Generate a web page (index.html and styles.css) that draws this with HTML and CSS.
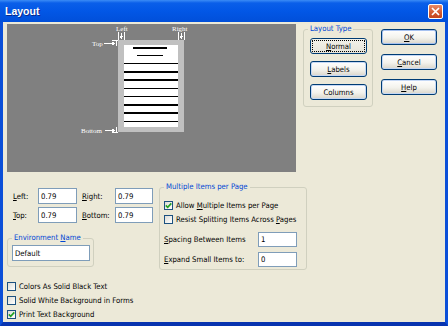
FILE: index.html
```html
<!DOCTYPE html>
<html>
  <head>
    <title>Layout</title>
    <link rel="stylesheet" href="styles.css">
  </head>
  <body>
    <div class="window">
      <div class="titlebar">
        <span class="title">Layout</span>
        <span class="close">
          <svg width="9" height="9" viewBox="0 0 9 9"><path d="M1 1L8 8M8 1L1 8" stroke="#fff" stroke-width="1.7"/></svg>
        </span>
      </div>

      <div class="frame">
        <div class="top-row">
          <div class="preview">
            <svg width="289" height="148" viewBox="7 24 289 148" shape-rendering="crispEdges">
              <rect x="118" y="40" width="66" height="92" fill="#c0c0c0"/>
              <rect x="124" y="45" width="54" height="82" fill="#fff"/>
              <rect x="133" y="47" width="34" height="2" fill="#000"/>
              <rect x="137" y="55" width="26" height="1" fill="#000"/>
              <rect x="124" y="63" width="54" height="1" fill="#000"/>
              <rect x="124" y="71" width="54" height="2" fill="#000"/>
              <rect x="124" y="79" width="54" height="2" fill="#000"/>
              <rect x="124" y="88" width="54" height="1" fill="#000"/>
              <rect x="124" y="96" width="54" height="1" fill="#000"/>
              <rect x="124" y="104" width="54" height="2" fill="#000"/>
              <rect x="124" y="112" width="54" height="2" fill="#000"/>
              <rect x="124" y="121" width="54" height="1" fill="#000"/>

              <g class="marks" fill="#fff">
                <text x="116" y="31">Left</text>
                <text x="172" y="31">Right</text>
                <text x="92" y="46">Top</text>
                <text x="81" y="133">Bottom</text>
              </g>
              <g stroke="#fff" stroke-width="1" fill="none">
                <path d="M118.5 32v8M124.5 32v8M121.5 33v4"/>
                <path d="M178.5 32v8M184.5 32v8M181.5 33v4"/>
                <path d="M104 43.5h10M116.5 40v6M112 40.5h6"/>
                <path d="M105 130.5h9M116.5 127v6M112 132.5h6"/>
              </g>
              <g fill="#fff">
                <polygon points="119.5,36 123.5,36 121.5,39"/>
                <polygon points="179.5,36 183.5,36 181.5,39"/>
                <polygon points="112,41.5 115,43.5 112,45.5"/>
                <polygon points="112,128.5 115,130.5 112,132.5"/>
              </g>
            </svg>
          </div>

          <fieldset class="group layout-type">
            <legend>Layout Type</legend>
            <div class="type-buttons">
              <button class="btn focused"><u>N</u>ormal</button>
              <button class="btn"><u>L</u>abels</button>
              <button class="btn">Columns</button>
            </div>
          </fieldset>

          <div class="actions">
            <button class="btn default"><u>O</u>K</button>
            <button class="btn"><u>C</u>ancel</button>
            <button class="btn"><u>H</u>elp</button>
          </div>
        </div>

        <div class="bottom-row">
          <div class="left-col">
            <div class="margins">
              <label><u>L</u>eft:</label>
              <input class="field" type="text" value="0.79">
              <label class="second"><u>R</u>ight:</label>
              <input class="field" type="text" value="0.79">
              <label><u>T</u>op:</label>
              <input class="field" type="text" value="0.79">
              <label class="second"><u>B</u>ottom:</label>
              <input class="field" type="text" value="0.79">
            </div>

            <fieldset class="group env">
              <legend>Environment <u>N</u>ame</legend>
              <input class="field" type="text" value="Default">
            </fieldset>
          </div>

          <fieldset class="group multi">
            <legend>Multiple Items per Page</legend>
            <div class="check-row">
              <span class="box checked"><svg width="7" height="7" viewBox="0 0 7 7"><path d="M0.8 3.4l1.9 1.9L6.3 1.4" stroke="#21a121" stroke-width="1.6" fill="none"/></svg></span>
              <span>Allow <u>M</u>ultiple Items per Page</span>
            </div>
            <div class="check-row">
              <span class="box"></span>
              <span>Resist Splitting Items Across <u>P</u>ages</span>
            </div>
            <div class="spin-row first">
              <label><u>S</u>pacing Between Items</label>
              <input class="field" type="text" value="1">
            </div>
            <div class="spin-row">
              <label><u>E</u>xpand Small Items to:</label>
              <input class="field" type="text" value="0">
            </div>
          </fieldset>
        </div>

        <div class="options">
          <div class="check-row">
            <span class="box"></span>
            <span>Colors As Solid Black Text</span>
          </div>
          <div class="check-row">
            <span class="box"></span>
            <span>Solid White Background in Forms</span>
          </div>
          <div class="check-row">
            <span class="box checked"><svg width="7" height="7" viewBox="0 0 7 7"><path d="M0.8 3.4l1.9 1.9L6.3 1.4" stroke="#21a121" stroke-width="1.6" fill="none"/></svg></span>
            <span>Print Text Background</span>
          </div>
        </div>
      </div>
    </div>
  </body>
</html>
```

FILE: styles.css
```css
* {
    box-sizing: border-box;
}

body {
    margin: 0;
    font-family: "DejaVu Sans Condensed", "DejaVu Sans", sans-serif;
    font-stretch: condensed;
    font-size: 7.7px;
    color: #000;
}

u {
    text-decoration: underline;
}

.window {
    width: 448px;
    height: 326px;
    display: flex;
    flex-direction: column;
}

.titlebar {
    height: 22px;
    display: flex;
    align-items: center;
    justify-content: space-between;
    padding: 0 5px 0 5px;
    background: linear-gradient(#3b8cf6 0, #0a5fe9 3px, #0257e6 50%, #014fd9 100%);
}

.title {
    font-family: "Liberation Sans", sans-serif;
    font-weight: bold;
    font-size: 10.5px;
    color: #fff;
    text-shadow: 1px 1px #0a2a8c;
}

.close {
    width: 15px;
    height: 15px;
    display: flex;
    align-items: center;
    justify-content: center;
    border: 1px solid #fff;
    border-radius: 2px;
    background: linear-gradient(#e88a66, #d3592f 60%, #c2441e);
}

.frame {
    flex: 1;
    background: #ece9d8;
    border: 3px solid #0b4fd8;
    border-top: 0;
    border-bottom: 4px solid #0834b0;
    padding: 2px 0 0 4px;
}

.top-row {
    display: flex;
    align-items: flex-start;
}

.preview {
    width: 289px;
    height: 148px;
    flex-shrink: 0;
    background: #808080;
}

.preview svg {
    display: block;
}

.marks text {
    font-family: "Liberation Serif", serif;
    font-size: 7px;
}

.group {
    margin: 0;
    border: 1px solid #d0d0bf;
    border-radius: 3px;
    min-width: 0;
}

.group legend {
    padding: 0 2px;
    margin-left: 0;
    color: #0046d5;
    line-height: 10px;
}

.layout-type {
    margin-left: 7px;
    width: 70px;
    padding: 4px 6px 6px 6px;
}

.layout-type legend {
    margin-left: -2px;
}

.type-buttons {
    display: flex;
    flex-direction: column;
    gap: 7px;
}

.btn {
    display: block;
    width: 57px;
    height: 16px;
    padding: 0;
    font: inherit;
    color: #000;
    border: 1px solid #003c74;
    border-radius: 3px;
    background: linear-gradient(#ffffff, #f3f2ec 55%, #d9d5c9);
    box-shadow: inset 0 0 0 1px #c5d8f5;
}

.btn.focused {
    background: linear-gradient(#f2f1ea, #e6e4da);
    box-shadow: none;
    outline: 1px dotted #000;
    outline-offset: -3px;
}

.actions {
    margin-left: 8px;
    width: 56px;
    padding-top: 5px;
    display: flex;
    flex-direction: column;
    gap: 9px;
}

.actions .btn {
    width: 100%;
}

.btn.default {
    box-shadow: inset 0 0 0 1px #a7c2f0;
}

.field {
    display: block;
    height: 16px;
    margin: 0;
    padding: 0 2px;
    font: inherit;
    color: #000;
    background: #fff;
    border: 1px solid #7f9db9;
    outline: none;
}

.bottom-row {
    display: flex;
    align-items: flex-start;
    margin-top: 10px;
}

.left-col {
    width: 152px;
}

.margins {
    display: grid;
    grid-template-columns: 25px 39px 38px 38px;
    row-gap: 3px;
    align-items: center;
    margin-top: 6px;
    padding-left: 6px;
}

.margins .field {
    width: 100%;
}

.margins .second {
    padding-left: 5px;
}

.env {
    margin-top: 10px;
    width: 87px;
    padding: 2px 3px 5px 4px;
}

.env .field {
    width: 78px;
}

.multi {
    width: 148px;
    padding: 6px 4px 2px 4px;
}

.check-row {
    display: flex;
    align-items: center;
    gap: 3px;
    height: 14px;
    white-space: nowrap;
}

.box {
    width: 9px;
    height: 9px;
    flex-shrink: 0;
    display: flex;
    align-items: center;
    justify-content: center;
    border: 1px solid #1c5180;
    background: linear-gradient(135deg, #dcdcd7, #ffffff);
}

.spin-row {
    display: flex;
    align-items: center;
    justify-content: space-between;
    margin-top: 5px;
    padding-right: 5px;
}

.spin-row.first {
    margin-top: 6px;
}

.spin-row .field {
    width: 39px;
    height: 15px;
}

.options {
    margin-top: 9px;
}
```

--------

WORK TO DO> Scan the listing above for the word "index" and show each line where it is found.

EXERCISE RESPONSE>
Generate a web page (index.html and styles.css) that draws this with HTML and CSS.
FILE: index.html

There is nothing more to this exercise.